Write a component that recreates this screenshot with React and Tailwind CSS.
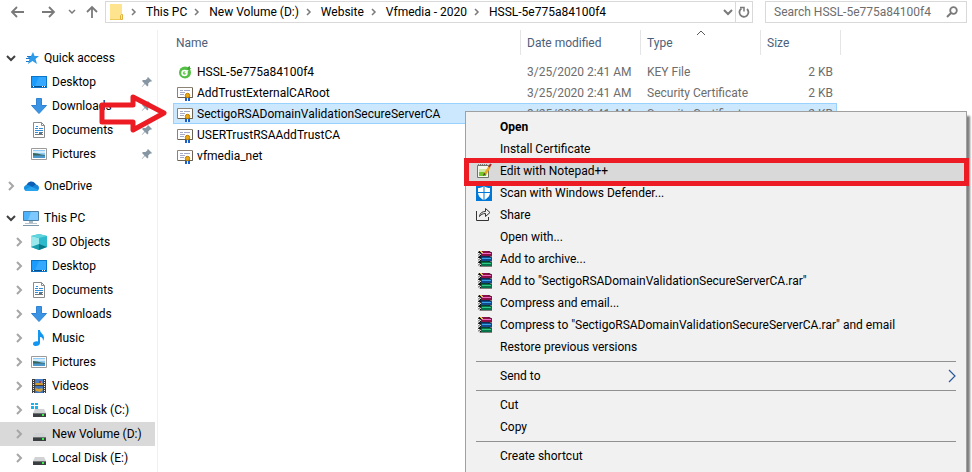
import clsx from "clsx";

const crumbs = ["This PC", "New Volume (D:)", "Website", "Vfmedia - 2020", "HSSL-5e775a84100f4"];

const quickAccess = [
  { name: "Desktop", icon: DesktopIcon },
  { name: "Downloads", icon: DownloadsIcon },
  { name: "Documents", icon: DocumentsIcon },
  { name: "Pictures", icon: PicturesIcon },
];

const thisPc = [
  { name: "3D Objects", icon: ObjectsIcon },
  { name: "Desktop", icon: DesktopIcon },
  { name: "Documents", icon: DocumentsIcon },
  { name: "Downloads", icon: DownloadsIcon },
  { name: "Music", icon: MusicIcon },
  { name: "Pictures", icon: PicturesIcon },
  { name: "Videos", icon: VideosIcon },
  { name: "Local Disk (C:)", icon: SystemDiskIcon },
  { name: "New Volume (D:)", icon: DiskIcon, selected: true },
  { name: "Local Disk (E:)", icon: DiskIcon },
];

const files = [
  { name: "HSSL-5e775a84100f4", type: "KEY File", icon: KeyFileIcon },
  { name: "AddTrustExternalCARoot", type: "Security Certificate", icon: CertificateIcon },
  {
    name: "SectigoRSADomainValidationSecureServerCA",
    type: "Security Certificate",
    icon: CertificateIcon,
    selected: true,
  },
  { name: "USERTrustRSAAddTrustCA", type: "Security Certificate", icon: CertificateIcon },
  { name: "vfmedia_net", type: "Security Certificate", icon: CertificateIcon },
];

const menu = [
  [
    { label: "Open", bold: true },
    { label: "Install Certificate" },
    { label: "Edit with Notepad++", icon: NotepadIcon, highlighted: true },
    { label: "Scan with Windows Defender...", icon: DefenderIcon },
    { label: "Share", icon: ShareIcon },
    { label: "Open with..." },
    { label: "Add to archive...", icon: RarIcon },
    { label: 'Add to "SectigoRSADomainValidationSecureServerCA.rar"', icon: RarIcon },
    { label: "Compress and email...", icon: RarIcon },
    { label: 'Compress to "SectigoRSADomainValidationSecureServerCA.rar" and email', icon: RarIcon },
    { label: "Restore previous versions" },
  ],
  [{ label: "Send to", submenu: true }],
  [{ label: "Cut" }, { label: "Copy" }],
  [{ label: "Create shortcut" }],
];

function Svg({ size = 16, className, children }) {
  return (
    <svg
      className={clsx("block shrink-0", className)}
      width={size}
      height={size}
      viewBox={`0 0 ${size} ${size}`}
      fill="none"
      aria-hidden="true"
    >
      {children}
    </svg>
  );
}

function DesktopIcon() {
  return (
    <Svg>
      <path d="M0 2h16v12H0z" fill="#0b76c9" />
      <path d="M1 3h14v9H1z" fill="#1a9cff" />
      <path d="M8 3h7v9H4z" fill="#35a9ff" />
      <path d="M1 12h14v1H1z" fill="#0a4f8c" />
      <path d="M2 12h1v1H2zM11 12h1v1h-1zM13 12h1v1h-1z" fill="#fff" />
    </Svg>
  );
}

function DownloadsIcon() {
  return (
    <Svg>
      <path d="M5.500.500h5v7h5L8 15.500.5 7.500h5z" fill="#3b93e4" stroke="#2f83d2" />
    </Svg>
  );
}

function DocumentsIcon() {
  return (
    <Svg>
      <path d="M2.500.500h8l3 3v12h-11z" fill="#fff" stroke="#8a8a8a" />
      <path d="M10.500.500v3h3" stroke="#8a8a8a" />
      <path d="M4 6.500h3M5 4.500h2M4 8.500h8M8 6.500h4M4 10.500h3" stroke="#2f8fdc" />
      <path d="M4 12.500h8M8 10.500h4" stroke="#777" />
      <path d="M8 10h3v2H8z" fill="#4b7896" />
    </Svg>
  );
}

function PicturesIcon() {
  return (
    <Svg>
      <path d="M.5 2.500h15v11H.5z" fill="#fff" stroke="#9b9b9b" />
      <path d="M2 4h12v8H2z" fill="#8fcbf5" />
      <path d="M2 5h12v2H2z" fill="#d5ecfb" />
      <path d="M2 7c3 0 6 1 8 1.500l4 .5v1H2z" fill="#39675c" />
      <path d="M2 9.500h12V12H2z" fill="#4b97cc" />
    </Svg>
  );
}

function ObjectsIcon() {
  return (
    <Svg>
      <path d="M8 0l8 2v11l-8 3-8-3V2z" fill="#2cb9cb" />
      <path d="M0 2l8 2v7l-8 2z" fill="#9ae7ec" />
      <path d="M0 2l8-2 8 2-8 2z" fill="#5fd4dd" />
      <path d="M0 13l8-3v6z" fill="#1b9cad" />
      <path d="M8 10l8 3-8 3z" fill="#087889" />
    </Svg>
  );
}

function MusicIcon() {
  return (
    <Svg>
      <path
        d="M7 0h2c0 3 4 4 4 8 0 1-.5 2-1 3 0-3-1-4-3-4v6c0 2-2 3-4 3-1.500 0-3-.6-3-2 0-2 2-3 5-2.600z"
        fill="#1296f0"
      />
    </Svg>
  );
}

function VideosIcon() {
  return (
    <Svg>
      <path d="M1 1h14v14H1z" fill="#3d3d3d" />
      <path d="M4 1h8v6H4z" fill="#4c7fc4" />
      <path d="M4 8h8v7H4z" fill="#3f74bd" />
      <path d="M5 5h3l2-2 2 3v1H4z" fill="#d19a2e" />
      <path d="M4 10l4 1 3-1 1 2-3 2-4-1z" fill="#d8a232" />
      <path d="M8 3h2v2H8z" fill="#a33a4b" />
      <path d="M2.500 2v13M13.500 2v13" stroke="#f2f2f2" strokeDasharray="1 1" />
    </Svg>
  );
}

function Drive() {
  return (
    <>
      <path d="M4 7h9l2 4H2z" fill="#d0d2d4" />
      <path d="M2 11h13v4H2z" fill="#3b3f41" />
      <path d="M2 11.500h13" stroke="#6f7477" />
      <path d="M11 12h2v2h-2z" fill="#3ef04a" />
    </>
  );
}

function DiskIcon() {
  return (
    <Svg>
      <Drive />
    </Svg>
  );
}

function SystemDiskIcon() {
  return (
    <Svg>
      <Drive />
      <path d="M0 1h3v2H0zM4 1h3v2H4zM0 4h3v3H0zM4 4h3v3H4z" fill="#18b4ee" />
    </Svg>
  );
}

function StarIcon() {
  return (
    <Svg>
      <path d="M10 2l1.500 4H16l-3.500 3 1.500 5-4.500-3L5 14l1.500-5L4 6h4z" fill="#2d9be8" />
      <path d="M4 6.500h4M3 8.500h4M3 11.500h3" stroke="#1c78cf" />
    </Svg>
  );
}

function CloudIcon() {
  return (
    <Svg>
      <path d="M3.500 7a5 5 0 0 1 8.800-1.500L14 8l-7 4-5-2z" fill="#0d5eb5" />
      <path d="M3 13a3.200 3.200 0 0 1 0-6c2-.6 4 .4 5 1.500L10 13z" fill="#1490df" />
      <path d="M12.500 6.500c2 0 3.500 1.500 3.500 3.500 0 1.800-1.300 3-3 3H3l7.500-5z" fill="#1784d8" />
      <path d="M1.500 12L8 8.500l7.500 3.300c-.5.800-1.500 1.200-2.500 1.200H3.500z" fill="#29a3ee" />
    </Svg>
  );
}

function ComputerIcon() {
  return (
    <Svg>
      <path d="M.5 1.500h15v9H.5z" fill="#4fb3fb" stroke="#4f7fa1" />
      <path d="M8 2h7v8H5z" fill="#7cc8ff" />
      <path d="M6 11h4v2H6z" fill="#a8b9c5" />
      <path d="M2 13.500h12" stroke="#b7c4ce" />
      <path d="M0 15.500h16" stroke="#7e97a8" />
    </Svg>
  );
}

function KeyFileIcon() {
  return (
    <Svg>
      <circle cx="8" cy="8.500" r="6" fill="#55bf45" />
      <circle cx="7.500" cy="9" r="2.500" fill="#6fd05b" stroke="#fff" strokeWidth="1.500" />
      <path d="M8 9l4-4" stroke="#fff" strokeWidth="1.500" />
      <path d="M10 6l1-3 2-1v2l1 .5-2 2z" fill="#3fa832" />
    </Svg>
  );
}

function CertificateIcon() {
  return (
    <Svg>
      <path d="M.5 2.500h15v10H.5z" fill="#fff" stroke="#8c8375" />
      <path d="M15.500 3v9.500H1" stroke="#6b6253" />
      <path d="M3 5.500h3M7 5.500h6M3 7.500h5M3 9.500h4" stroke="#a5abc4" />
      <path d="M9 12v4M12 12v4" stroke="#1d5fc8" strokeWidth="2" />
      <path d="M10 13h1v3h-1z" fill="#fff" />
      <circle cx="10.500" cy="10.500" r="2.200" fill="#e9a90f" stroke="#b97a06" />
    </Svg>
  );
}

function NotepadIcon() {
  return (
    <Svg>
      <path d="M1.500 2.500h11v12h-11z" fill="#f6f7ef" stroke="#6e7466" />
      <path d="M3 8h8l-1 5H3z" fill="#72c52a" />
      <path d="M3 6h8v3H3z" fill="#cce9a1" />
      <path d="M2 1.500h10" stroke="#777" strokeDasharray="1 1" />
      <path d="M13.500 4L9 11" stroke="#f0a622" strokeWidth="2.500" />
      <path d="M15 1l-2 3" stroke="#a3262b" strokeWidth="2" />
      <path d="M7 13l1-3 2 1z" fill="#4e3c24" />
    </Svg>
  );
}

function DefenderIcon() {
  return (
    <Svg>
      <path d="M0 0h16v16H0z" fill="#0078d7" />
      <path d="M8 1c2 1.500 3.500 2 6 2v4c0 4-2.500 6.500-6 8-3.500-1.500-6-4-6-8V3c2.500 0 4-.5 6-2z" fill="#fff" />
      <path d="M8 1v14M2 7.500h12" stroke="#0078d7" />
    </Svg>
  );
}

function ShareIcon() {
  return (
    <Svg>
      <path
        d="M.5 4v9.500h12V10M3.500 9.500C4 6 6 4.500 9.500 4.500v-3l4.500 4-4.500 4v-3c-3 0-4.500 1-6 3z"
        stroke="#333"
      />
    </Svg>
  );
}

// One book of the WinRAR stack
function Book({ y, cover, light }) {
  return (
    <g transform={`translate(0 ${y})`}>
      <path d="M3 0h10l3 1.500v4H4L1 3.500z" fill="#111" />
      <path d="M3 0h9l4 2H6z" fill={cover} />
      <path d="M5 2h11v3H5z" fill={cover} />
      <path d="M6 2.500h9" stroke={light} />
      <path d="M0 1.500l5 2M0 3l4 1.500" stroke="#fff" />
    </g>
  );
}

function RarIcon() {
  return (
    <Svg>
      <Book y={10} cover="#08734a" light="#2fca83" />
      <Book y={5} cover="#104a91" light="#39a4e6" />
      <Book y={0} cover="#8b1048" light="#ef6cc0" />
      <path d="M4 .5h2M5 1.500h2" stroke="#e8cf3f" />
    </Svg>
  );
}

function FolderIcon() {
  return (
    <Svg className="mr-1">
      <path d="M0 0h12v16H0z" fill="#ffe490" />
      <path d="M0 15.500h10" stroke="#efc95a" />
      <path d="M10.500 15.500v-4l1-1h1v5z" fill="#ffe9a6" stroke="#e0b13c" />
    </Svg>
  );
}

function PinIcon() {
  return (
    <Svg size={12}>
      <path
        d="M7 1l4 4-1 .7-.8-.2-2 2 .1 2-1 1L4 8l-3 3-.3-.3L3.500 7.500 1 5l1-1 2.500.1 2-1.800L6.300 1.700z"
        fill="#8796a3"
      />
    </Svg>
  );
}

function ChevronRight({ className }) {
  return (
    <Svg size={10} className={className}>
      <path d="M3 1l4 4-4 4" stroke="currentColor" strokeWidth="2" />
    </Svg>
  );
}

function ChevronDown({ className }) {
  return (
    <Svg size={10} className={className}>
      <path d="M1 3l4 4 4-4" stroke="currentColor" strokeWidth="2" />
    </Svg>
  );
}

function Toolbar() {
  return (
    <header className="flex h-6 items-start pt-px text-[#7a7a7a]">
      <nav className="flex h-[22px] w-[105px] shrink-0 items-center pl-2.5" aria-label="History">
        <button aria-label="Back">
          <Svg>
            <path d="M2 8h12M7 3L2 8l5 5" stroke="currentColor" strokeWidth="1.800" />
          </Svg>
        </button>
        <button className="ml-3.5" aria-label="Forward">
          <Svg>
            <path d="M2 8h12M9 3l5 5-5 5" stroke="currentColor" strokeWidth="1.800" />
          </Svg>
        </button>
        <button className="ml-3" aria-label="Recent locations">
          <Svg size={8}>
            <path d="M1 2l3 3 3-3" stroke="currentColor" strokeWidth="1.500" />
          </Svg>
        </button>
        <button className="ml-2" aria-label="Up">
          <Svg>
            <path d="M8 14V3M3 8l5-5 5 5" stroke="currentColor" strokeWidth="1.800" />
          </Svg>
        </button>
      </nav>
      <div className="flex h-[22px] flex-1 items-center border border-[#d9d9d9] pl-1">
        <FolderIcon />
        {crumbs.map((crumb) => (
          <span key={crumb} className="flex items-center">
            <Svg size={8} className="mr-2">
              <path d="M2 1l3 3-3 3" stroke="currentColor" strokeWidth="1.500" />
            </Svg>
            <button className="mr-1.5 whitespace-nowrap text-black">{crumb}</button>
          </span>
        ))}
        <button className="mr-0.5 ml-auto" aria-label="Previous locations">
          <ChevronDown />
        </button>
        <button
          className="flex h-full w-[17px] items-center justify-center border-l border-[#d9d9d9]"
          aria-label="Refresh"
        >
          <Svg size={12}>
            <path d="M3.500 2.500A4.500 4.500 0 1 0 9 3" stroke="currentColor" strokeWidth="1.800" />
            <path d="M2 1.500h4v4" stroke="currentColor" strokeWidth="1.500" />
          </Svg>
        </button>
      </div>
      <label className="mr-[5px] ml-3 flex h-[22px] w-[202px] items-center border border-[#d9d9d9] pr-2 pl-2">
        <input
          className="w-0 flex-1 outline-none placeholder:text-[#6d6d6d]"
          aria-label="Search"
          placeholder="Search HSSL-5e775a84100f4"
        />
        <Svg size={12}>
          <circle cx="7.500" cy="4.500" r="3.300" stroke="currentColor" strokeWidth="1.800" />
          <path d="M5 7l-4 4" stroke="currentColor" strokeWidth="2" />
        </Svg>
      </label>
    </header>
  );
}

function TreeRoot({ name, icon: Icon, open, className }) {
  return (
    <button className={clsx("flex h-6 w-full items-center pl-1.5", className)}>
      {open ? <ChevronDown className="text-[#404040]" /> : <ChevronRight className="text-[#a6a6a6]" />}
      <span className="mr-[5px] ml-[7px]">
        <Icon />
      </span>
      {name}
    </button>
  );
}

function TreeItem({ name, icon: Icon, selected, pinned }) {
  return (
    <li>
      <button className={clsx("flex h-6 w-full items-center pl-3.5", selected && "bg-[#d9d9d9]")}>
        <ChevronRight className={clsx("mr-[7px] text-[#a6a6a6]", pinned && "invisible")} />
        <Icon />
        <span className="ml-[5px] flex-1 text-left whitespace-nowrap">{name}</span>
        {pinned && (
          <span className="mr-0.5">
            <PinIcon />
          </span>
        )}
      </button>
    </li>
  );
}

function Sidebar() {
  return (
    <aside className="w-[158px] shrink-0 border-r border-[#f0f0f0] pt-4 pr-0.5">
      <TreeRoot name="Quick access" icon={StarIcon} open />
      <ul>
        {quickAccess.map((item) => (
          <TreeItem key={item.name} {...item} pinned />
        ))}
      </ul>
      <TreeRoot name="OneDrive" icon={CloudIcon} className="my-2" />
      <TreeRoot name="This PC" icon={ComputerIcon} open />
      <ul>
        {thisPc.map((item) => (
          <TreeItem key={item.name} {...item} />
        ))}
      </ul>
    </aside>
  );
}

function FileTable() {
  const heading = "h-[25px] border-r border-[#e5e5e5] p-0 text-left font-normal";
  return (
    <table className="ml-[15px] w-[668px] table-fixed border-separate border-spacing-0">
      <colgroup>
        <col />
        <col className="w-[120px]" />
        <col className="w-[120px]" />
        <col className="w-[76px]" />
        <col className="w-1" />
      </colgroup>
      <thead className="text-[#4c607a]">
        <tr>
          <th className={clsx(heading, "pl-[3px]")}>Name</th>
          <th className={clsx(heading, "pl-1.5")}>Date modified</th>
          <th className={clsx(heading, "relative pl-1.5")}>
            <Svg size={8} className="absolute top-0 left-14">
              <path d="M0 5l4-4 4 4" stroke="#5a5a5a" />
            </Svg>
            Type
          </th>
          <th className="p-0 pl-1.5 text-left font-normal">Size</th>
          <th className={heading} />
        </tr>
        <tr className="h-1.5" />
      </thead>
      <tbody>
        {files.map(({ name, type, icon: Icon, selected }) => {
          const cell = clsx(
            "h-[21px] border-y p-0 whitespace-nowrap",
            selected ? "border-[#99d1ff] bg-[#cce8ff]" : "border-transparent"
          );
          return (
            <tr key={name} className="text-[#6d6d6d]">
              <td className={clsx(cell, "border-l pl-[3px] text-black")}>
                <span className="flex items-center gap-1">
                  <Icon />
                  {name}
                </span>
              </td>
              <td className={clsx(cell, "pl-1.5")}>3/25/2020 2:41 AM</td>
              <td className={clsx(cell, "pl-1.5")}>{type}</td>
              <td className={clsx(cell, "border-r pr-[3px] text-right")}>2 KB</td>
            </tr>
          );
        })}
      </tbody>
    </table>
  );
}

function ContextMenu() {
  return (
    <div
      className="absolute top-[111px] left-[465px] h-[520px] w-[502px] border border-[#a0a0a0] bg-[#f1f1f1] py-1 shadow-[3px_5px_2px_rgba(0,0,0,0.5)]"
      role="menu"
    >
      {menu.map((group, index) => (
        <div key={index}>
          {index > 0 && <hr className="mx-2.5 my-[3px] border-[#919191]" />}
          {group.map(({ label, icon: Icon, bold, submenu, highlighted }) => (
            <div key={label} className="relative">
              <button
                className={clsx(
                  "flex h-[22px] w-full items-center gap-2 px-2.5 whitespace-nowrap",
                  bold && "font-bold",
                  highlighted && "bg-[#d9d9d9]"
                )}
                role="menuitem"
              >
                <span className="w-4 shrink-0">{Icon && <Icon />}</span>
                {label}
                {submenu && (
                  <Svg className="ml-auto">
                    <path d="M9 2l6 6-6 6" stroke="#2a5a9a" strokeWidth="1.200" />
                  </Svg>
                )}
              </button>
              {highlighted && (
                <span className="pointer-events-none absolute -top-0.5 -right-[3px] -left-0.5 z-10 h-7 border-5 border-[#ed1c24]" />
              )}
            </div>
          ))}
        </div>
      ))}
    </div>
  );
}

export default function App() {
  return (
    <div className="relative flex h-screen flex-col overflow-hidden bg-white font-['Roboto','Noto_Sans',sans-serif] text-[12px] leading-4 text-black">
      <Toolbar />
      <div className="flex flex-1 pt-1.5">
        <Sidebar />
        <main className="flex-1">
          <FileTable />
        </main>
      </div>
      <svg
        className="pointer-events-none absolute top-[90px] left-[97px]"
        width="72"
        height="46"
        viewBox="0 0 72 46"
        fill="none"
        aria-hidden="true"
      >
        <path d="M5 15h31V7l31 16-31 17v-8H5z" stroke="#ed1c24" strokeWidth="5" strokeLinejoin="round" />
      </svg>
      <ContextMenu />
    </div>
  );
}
************
# Task details:
Read through the data and copy every line where "with" shows up.

# Answer to this problem:
Write a component that recreates this screenshot with React and Tailwind CSS.
    { label: "Edit with Notepad++", icon: NotepadIcon, highlighted: true },
    { label: "Scan with Windows Defender...", icon: DefenderIcon },
    { label: "Open with..." },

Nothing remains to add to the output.